DINHEIRO – Nesse contexto, há espaço para falar em reforma de ICMS?
VILLELA – O espaço está pequeno. Mas é uma questão fundamental. Se conseguirmos acabar com a guerra fiscal, tiramos um peso muito grande da economia. Talvez seja o fato econômico mais importante que pode ser gerado em 2015 sobre o clima de negócios sem custo fiscal. Vinte e um Estados assinaram o convênio lá atrás, só seis ficaram de fora. E, em pelo menos cinco, são questões pontuais.
DINHEIRO – A deterioração das contas estaduais não atrapalha? Não pode haver agora alguns mais sedentos por receita?

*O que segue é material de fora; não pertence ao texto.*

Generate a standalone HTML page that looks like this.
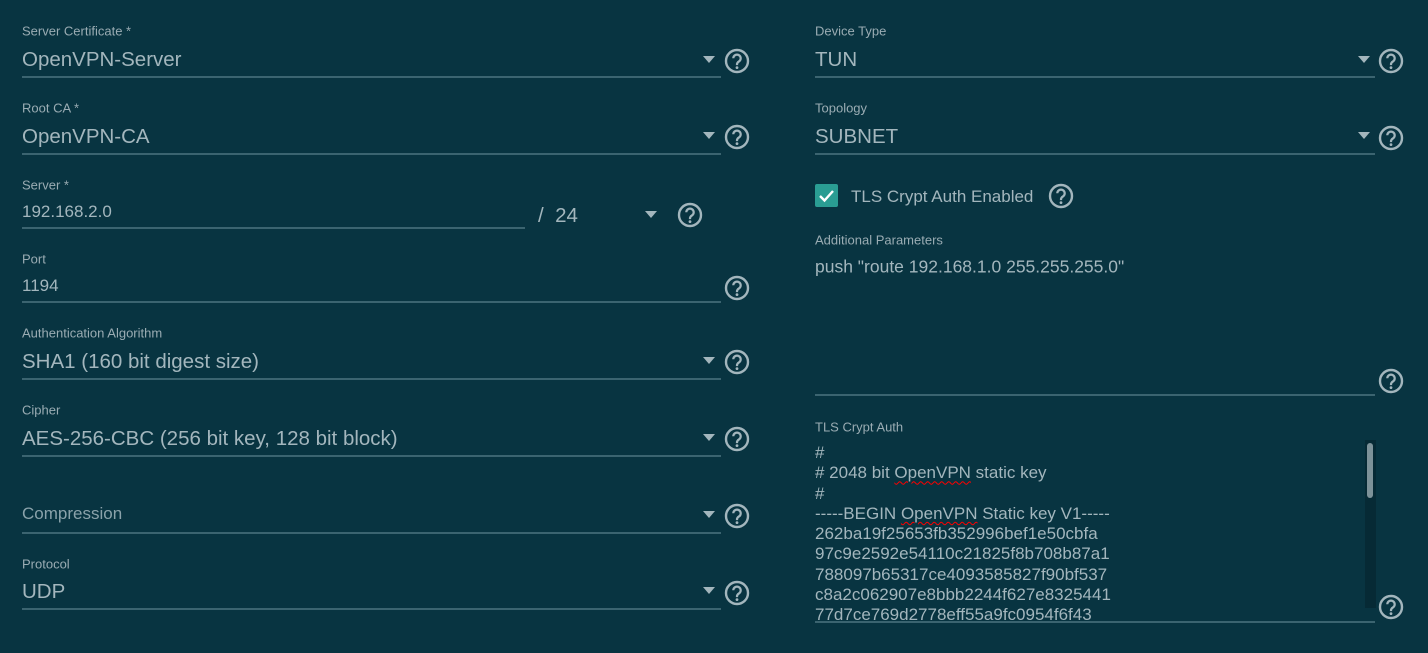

VILLELA – Que receita? Quem faz guerra fiscal tem uma ideia errada de que aumenta receita. É um caminho sem volta. Na hora que se começa a dar incentivo fiscal para atrair uma empresa, uma outra só vem ao Estado se igualarmos ao que a anterior recebeu e aí, às vezes, falam que outro Estado está dando algo mais. Você dá e precisa estender à que se estabeleceu antes também. É a famosa corrida ao fundo do poço.
DINHEIRO – Alguns Estados argumentam que é o único instrumento de política de desenvolvimento regional que tem à mão.
VILLELA – É verdade. Por isso que é difícil solucionar, todo mundo tem razão. O problema não é nem atrair empresas, o problema é aquelas que estão lá, já viciadas no crack.
DINHEIRO – Governadores falam em fragilização do pacto federativo. O Estado perdeu autonomia?
VILLELA – O que vimos nos últimos dez anos foi uma relação direta do governo federal com os municípios, o que criou um problema de coordenação muito grande. Os Estados têm uma política que faz sentido com a sua área. O governo federal não tem condições de entender as diversidades intrarregionais. O Estado pode dizer assim: o município aqui não está preparado para construir essa creche ou não precisa dela. O governo federal não tem essa visão. Pulverizar recursos é jogar dinheiro fora. O governo federal tem de reconhecer que o Estado é um ator importante.